What the task requires ▸ Below is a listing to transcribe in full and exactly; keep the pictures out.

● ● ●

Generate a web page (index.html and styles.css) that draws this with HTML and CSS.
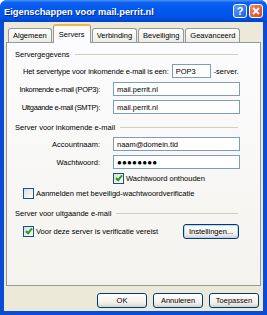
FILE: index.html
```html
<!DOCTYPE html>
<html>

<head>
  <meta charset="utf-8">
  <meta name="viewport" content="width=device-width">
  <title>Eigenschappen voor mail.perrit.nl</title>
  <link rel="stylesheet" href="styles.css">
</head>

<body>

  <div class="window">
    <div class="titlebar">
      <span class="title">Eigenschappen voor mail.perrit.nl</span>
      <span class="cap-btn help">?</span>
      <span class="cap-btn close">
        <svg width="8" height="8" viewBox="0 0 8 8"><path d="M1 1 L7 7 M7 1 L1 7" stroke="#fff" stroke-width="1.8" /></svg>
      </span>
    </div>

    <div class="client">
      <div class="tabs">
        <span class="tab">Algemeen</span>
        <span class="tab active">Servers</span>
        <span class="tab">Verbinding</span>
        <span class="tab">Beveiliging</span>
        <span class="tab">Geavanceerd</span>
      </div>

      <div class="panel">
        <!-- Servergegevens -->
        <div class="group-title"><span>Servergegevens</span></div>
        <div class="row first">
          <span class="narrow">Het servertype voor inkomende e-mail is een:</span>
          <span class="field small">POP3</span>
          <span>-server.</span>
        </div>
        <div class="row grid">
          <label class="narrower">Inkomende e-mail (POP3):</label>
          <span class="field">mail.perrit.nl</span>
        </div>
        <div class="row grid tight">
          <label class="narrower">Uitgaande e-mail (SMTP):</label>
          <span class="field">mail.perrit.nl</span>
        </div>

        <!-- Inkomend -->
        <div class="group-title second"><span>Server voor inkomende e-mail</span></div>
        <div class="row grid mid">
          <label>Accountnaam:</label>
          <span class="field">naam@domein.tld</span>
        </div>
        <div class="row grid tight">
          <label>Wachtwoord:</label>
          <span class="field password">&#9679;&#9679;&#9679;&#9679;&#9679;&#9679;&#9679;&#9679;</span>
        </div>
        <div class="check-row indent">
          <span class="checkbox checked"></span>
          <span>Wachtwoord onthouden</span>
        </div>
        <div class="check-row">
          <span class="checkbox"></span>
          <span>Aanmelden met beveiligd-wachtwoordverificatie</span>
        </div>

        <!-- Uitgaand -->
        <div class="group-title third"><span>Server voor uitgaande e-mail</span></div>
        <div class="check-row last">
          <span class="checkbox checked"></span>
          <span>Voor deze server is verificatie vereist</span>
          <button class="btn settings">Instellingen...</button>
        </div>
      </div>

      <div class="buttons">
        <button class="btn">OK</button>
        <button class="btn">Annuleren</button>
        <button class="btn">Toepassen</button>
      </div>
    </div>
  </div>

</body>

</html>
```

FILE: styles.css
```css
body {
  margin: 0;
  font-family: 'Liberation Sans', Arial, sans-serif;
  font-size: 7.5px;
  color: #000000;
  background: #ffffff;
  white-space: nowrap;
}

.window {
  width: 267px;
  height: 315px;
  display: flex;
  flex-direction: column;
  background: #0a4cd6;
  border-radius: 7px 7px 0 0;
  overflow: hidden;
}

.titlebar {
  height: 22px;
  flex: none;
  display: flex;
  align-items: center;
  padding: 0 4px 0 4px;
  background: linear-gradient(to bottom, #4a95f8 0%, #0d5fee 12%, #0058ee 45%, #0053e6 80%, #0043c8 100%);
}

.title {
  flex: 1;
  color: #ffffff;
  font-weight: bold;
  font-size: 9.3px;
  text-shadow: 1px 1px 0 #0a2a8a;
  padding-top: 1px;
}

.cap-btn {
  width: 12px;
  height: 12px;
  border: 1px solid #ffffff;
  border-radius: 3px;
  display: flex;
  align-items: center;
  justify-content: center;
  color: #ffffff;
  font-weight: bold;
  font-size: 11px;
}

.help {
  background: linear-gradient(to bottom right, #5e9bfa, #1f5fe0);
  margin-right: 2px;
}

.close {
  background: linear-gradient(to bottom right, #f08a62, #d9451c);
}

.client {
  flex: 1;
  margin: 0 4px 4px 4px;
  background: #ece9d8;
  display: flex;
  flex-direction: column;
}

.tabs {
  display: flex;
  align-items: flex-end;
  height: 18px;
  padding: 0 0 0 4px;
  margin-top: 2px;
  position: relative;
  z-index: 1;
}

.tab {
  height: 13px;
  padding: 0 4px;
  border: 1px solid #919b9c;
  border-bottom: none;
  border-radius: 3px 3px 0 0;
  background: linear-gradient(to bottom, #ffffff, #ecebe6);
  display: flex;
  align-items: center;
  margin-right: 1px;
}

.tab.active {
  height: 17px;
  margin-bottom: -1px;
  background: #fcfcfe;
  border-top: 2px solid #f7b43c;
  padding: 0 5px;
}

.panel {
  margin: 0 2px;
  height: 244px;
  box-sizing: border-box;
  border: 1px solid #919b9c;
  background: linear-gradient(to bottom, #fcfcfe, #f4f3ee);
  padding: 6px 20px 0 8px;
}

.group-title {
  height: 10px;
  display: flex;
  align-items: center;
  margin-right: 2px;
}

.group-title::after {
  content: "";
  flex: 1;
  height: 1px;
  background: #d0d0bf;
  margin-left: 5px;
}

.group-title.second {
  margin-top: 8px;
}

.group-title.third {
  margin-top: 9px;
}

.row {
  height: 14px;
  display: flex;
  align-items: center;
  margin-top: 4px;
  padding-left: 8px;
}

.row.first {
  margin-top: 5px;
}

.row.mid {
  margin-top: 5px;
}

.row.grid {
  display: grid;
  grid-template-columns: 85px 1fr;
  column-gap: 5px;
  padding-left: 0;
}

.row.grid label {
  text-align: right;
  width: 93px;
  justify-self: end;
  margin-left: -8px;
}

.narrow {
  letter-spacing: -0.12px;
}

.narrower {
  letter-spacing: -0.35px;
}

.field {
  height: 14px;
  box-sizing: border-box;
  border: 1px solid #7f9db9;
  background: #ffffff;
  display: flex;
  align-items: center;
  padding-left: 3px;
}

.row.grid .field {
  margin-left: 8px;
}

.field.small {
  width: 39px;
  margin: 0 3px;
}

.field.password {
  font-size: 8px;
  letter-spacing: 0.2px;
}

.check-row {
  height: 12px;
  display: flex;
  align-items: center;
  margin-top: 3px;
  padding-left: 8px;
}

.check-row.indent {
  padding-left: 98px;
  margin-top: 3px;
}

.check-row.last {
  height: 16px;
  margin-top: 5px;
}

.checkbox {
  width: 9px;
  height: 9px;
  border: 1px solid #1c5180;
  background: linear-gradient(to bottom right, #dcdcd7, #ffffff);
  margin-right: 2px;
  flex: none;
  position: relative;
}

.checkbox.checked::after {
  content: "";
  position: absolute;
  left: 3px;
  top: 0px;
  width: 2px;
  height: 5px;
  border: solid #21a121;
  border-width: 0 2px 2px 0;
  transform: rotate(40deg);
}

.btn {
  font-family: inherit;
  font-size: 7.5px;
  height: 15px;
  width: 50px;
  padding: 0;
  border: 1px solid #003c74;
  border-radius: 3px;
  background: linear-gradient(to bottom, #ffffff, #f0f0ea 70%, #d6d0c5);
  color: #000000;
}

.btn.settings {
  width: 56px;
  margin-left: auto;
  margin-right: 1px;
  box-shadow: inset 0 0 0 1px #bcd4f6;
}

.buttons {
  display: flex;
  justify-content: flex-end;
  gap: 6px;
  padding: 7px 4px 0 0;
}
```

● ● ●

Task output ▸
Generate a web page (index.html and styles.css) that draws this with HTML and CSS.
FILE: index.html
```html
<!DOCTYPE html>
<html>

<head>
  <meta charset="utf-8">
  <meta name="viewport" content="width=device-width">
  <title>Eigenschappen voor mail.perrit.nl</title>
  <link rel="stylesheet" href="styles.css">
</head>

<body>

  <div class="window">
    <div class="titlebar">
      <span class="title">Eigenschappen voor mail.perrit.nl</span>
      <span class="cap-btn help">?</span>
      <span class="cap-btn close">
        <svg width="8" height="8" viewBox="0 0 8 8"><path d="M1 1 L7 7 M7 1 L1 7" stroke="#fff" stroke-width="1.8" /></svg>
      </span>
    </div>

    <div class="client">
      <div class="tabs">
        <span class="tab">Algemeen</span>
        <span class="tab active">Servers</span>
        <span class="tab">Verbinding</span>
        <span class="tab">Beveiliging</span>
        <span class="tab">Geavanceerd</span>
      </div>

      <div class="panel">
        <!-- Servergegevens -->
        <div class="group-title"><span>Servergegevens</span></div>
        <div class="row first">
          <span class="narrow">Het servertype voor inkomende e-mail is een:</span>
          <span class="field small">POP3</span>
          <span>-server.</span>
        </div>
        <div class="row grid">
          <label class="narrower">Inkomende e-mail (POP3):</label>
          <span class="field">mail.perrit.nl</span>
        </div>
        <div class="row grid tight">
          <label class="narrower">Uitgaande e-mail (SMTP):</label>
          <span class="field">mail.perrit.nl</span>
        </div>

        <!-- Inkomend -->
        <div class="group-title second"><span>Server voor inkomende e-mail</span></div>
        <div class="row grid mid">
          <label>Accountnaam:</label>
          <span class="field">naam@domein.tld</span>
        </div>
        <div class="row grid tight">
          <label>Wachtwoord:</label>
          <span class="field password">&#9679;&#9679;&#9679;&#9679;&#9679;&#9679;&#9679;&#9679;</span>
        </div>
        <div class="check-row indent">
          <span class="checkbox checked"></span>
          <span>Wachtwoord onthouden</span>
        </div>
        <div class="check-row">
          <span class="checkbox"></span>
          <span>Aanmelden met beveiligd-wachtwoordverificatie</span>
        </div>

        <!-- Uitgaand -->
        <div class="group-title third"><span>Server voor uitgaande e-mail</span></div>
        <div class="check-row last">
          <span class="checkbox checked"></span>
          <span>Voor deze server is verificatie vereist</span>
          <button class="btn settings">Instellingen...</button>
        </div>
      </div>

      <div class="buttons">
        <button class="btn">OK</button>
        <button class="btn">Annuleren</button>
        <button class="btn">Toepassen</button>
      </div>
    </div>
  </div>

</body>

</html>
```

FILE: styles.css
```css
body {
  margin: 0;
  font-family: 'Liberation Sans', Arial, sans-serif;
  font-size: 7.5px;
  color: #000000;
  background: #ffffff;
  white-space: nowrap;
}

.window {
  width: 267px;
  height: 315px;
  display: flex;
  flex-direction: column;
  background: #0a4cd6;
  border-radius: 7px 7px 0 0;
  overflow: hidden;
}

.titlebar {
  height: 22px;
  flex: none;
  display: flex;
  align-items: center;
  padding: 0 4px 0 4px;
  background: linear-gradient(to bottom, #4a95f8 0%, #0d5fee 12%, #0058ee 45%, #0053e6 80%, #0043c8 100%);
}

.title {
  flex: 1;
  color: #ffffff;
  font-weight: bold;
  font-size: 9.3px;
  text-shadow: 1px 1px 0 #0a2a8a;
  padding-top: 1px;
}

.cap-btn {
  width: 12px;
  height: 12px;
  border: 1px solid #ffffff;
  border-radius: 3px;
  display: flex;
  align-items: center;
  justify-content: center;
  color: #ffffff;
  font-weight: bold;
  font-size: 11px;
}

.help {
  background: linear-gradient(to bottom right, #5e9bfa, #1f5fe0);
  margin-right: 2px;
}

.close {
  background: linear-gradient(to bottom right, #f08a62, #d9451c);
}

.client {
  flex: 1;
  margin: 0 4px 4px 4px;
  background: #ece9d8;
  display: flex;
  flex-direction: column;
}

.tabs {
  display: flex;
  align-items: flex-end;
  height: 18px;
  padding: 0 0 0 4px;
  margin-top: 2px;
  position: relative;
  z-index: 1;
}

.tab {
  height: 13px;
  padding: 0 4px;
  border: 1px solid #919b9c;
  border-bottom: none;
  border-radius: 3px 3px 0 0;
  background: linear-gradient(to bottom, #ffffff, #ecebe6);
  display: flex;
  align-items: center;
  margin-right: 1px;
}

.tab.active {
  height: 17px;
  margin-bottom: -1px;
  background: #fcfcfe;
  border-top: 2px solid #f7b43c;
  padding: 0 5px;
}

.panel {
  margin: 0 2px;
  height: 244px;
  box-sizing: border-box;
  border: 1px solid #919b9c;
  background: linear-gradient(to bottom, #fcfcfe, #f4f3ee);
  padding: 6px 20px 0 8px;
}

.group-title {
  height: 10px;
  display: flex;
  align-items: center;
  margin-right: 2px;
}

.group-title::after {
  content: "";
  flex: 1;
  height: 1px;
  background: #d0d0bf;
  margin-left: 5px;
}

.group-title.second {
  margin-top: 8px;
}

.group-title.third {
  margin-top: 9px;
}

.row {
  height: 14px;
  display: flex;
  align-items: center;
  margin-top: 4px;
  padding-left: 8px;
}

.row.first {
  margin-top: 5px;
}

.row.mid {
  margin-top: 5px;
}

.row.grid {
  display: grid;
  grid-template-columns: 85px 1fr;
  column-gap: 5px;
  padding-left: 0;
}

.row.grid label {
  text-align: right;
  width: 93px;
  justify-self: end;
  margin-left: -8px;
}

.narrow {
  letter-spacing: -0.12px;
}

.narrower {
  letter-spacing: -0.35px;
}

.field {
  height: 14px;
  box-sizing: border-box;
  border: 1px solid #7f9db9;
  background: #ffffff;
  display: flex;
  align-items: center;
  padding-left: 3px;
}

.row.grid .field {
  margin-left: 8px;
}

.field.small {
  width: 39px;
  margin: 0 3px;
}

.field.password {
  font-size: 8px;
  letter-spacing: 0.2px;
}

.check-row {
  height: 12px;
  display: flex;
  align-items: center;
  margin-top: 3px;
  padding-left: 8px;
}

.check-row.indent {
  padding-left: 98px;
  margin-top: 3px;
}

.check-row.last {
  height: 16px;
  margin-top: 5px;
}

.checkbox {
  width: 9px;
  height: 9px;
  border: 1px solid #1c5180;
  background: linear-gradient(to bottom right, #dcdcd7, #ffffff);
  margin-right: 2px;
  flex: none;
  position: relative;
}

.checkbox.checked::after {
  content: "";
  position: absolute;
  left: 3px;
  top: 0px;
  width: 2px;
  height: 5px;
  border: solid #21a121;
  border-width: 0 2px 2px 0;
  transform: rotate(40deg);
}

.btn {
  font-family: inherit;
  font-size: 7.5px;
  height: 15px;
  width: 50px;
  padding: 0;
  border: 1px solid #003c74;
  border-radius: 3px;
  background: linear-gradient(to bottom, #ffffff, #f0f0ea 70%, #d6d0c5);
  color: #000000;
}

.btn.settings {
  width: 56px;
  margin-left: auto;
  margin-right: 1px;
  box-shadow: inset 0 0 0 1px #bcd4f6;
}

.buttons {
  display: flex;
  justify-content: flex-end;
  gap: 6px;
  padding: 7px 4px 0 0;
}
```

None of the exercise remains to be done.